[Begin Source material]

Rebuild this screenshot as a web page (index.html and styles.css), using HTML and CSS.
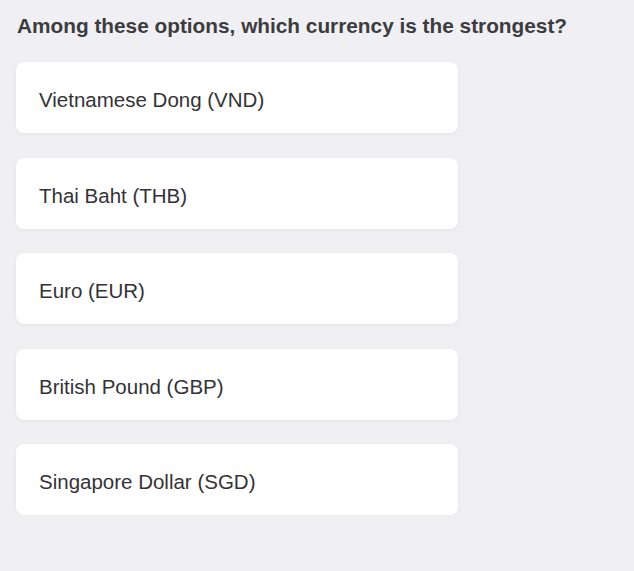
FILE: index.html
```html
<!DOCTYPE html>
<html>
<head>
<meta charset="utf-8">
<link rel="stylesheet" href="styles.css">
</head>
<body>
<main class="quiz">
  <h1 class="question">Among these options, which currency is the strongest?</h1>
  <ul class="options">
    <li class="option">Vietnamese Dong (VND)</li>
    <li class="option">Thai Baht (THB)</li>
    <li class="option">Euro (EUR)</li>
    <li class="option">British Pound (GBP)</li>
    <li class="option">Singapore Dollar (SGD)</li>
  </ul>
</main>
</body>
</html>
```

FILE: styles.css
```css
html, body {
  margin: 0;
  padding: 0;
  background: #f0f0f4;
  font-family: "Liberation Sans", Arial, sans-serif;
}
.quiz {
  padding: 14px 16px 0 16px;
}
.question {
  margin: 0 0 0 1px;
  font-size: 20.8px;
  line-height: 24px;
  font-weight: bold;
  color: #3c3c3f;
}
.options {
  list-style: none;
  margin: 24px 0 0 0;
  padding: 0;
  width: 442px;
  display: flex;
  flex-direction: column;
  gap: 24.5px;
}
.option {
  height: 71px;
  box-sizing: border-box;
  padding: 26px 23px 0 23px;
  line-height: 24px;
  background: #ffffff;
  border-radius: 8px;
  box-shadow: 0 1px 4px rgba(0, 0, 0, 0.05);
  font-size: 20.5px;
  color: #333336;
}
```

[End Source material]

▶ **The problem**: Make an exact copy of the data, leaving its pictures out.

▶ **Solution for this exercise**:
Rebuild this screenshot as a web page (index.html and styles.css), using HTML and CSS.
FILE: index.html
```html
<!DOCTYPE html>
<html>
<head>
<meta charset="utf-8">
<link rel="stylesheet" href="styles.css">
</head>
<body>
<main class="quiz">
  <h1 class="question">Among these options, which currency is the strongest?</h1>
  <ul class="options">
    <li class="option">Vietnamese Dong (VND)</li>
    <li class="option">Thai Baht (THB)</li>
    <li class="option">Euro (EUR)</li>
    <li class="option">British Pound (GBP)</li>
    <li class="option">Singapore Dollar (SGD)</li>
  </ul>
</main>
</body>
</html>
```

FILE: styles.css
```css
html, body {
  margin: 0;
  padding: 0;
  background: #f0f0f4;
  font-family: "Liberation Sans", Arial, sans-serif;
}
.quiz {
  padding: 14px 16px 0 16px;
}
.question {
  margin: 0 0 0 1px;
  font-size: 20.8px;
  line-height: 24px;
  font-weight: bold;
  color: #3c3c3f;
}
.options {
  list-style: none;
  margin: 24px 0 0 0;
  padding: 0;
  width: 442px;
  display: flex;
  flex-direction: column;
  gap: 24.5px;
}
.option {
  height: 71px;
  box-sizing: border-box;
  padding: 26px 23px 0 23px;
  line-height: 24px;
  background: #ffffff;
  border-radius: 8px;
  box-shadow: 0 1px 4px rgba(0, 0, 0, 0.05);
  font-size: 20.5px;
  color: #333336;
}
```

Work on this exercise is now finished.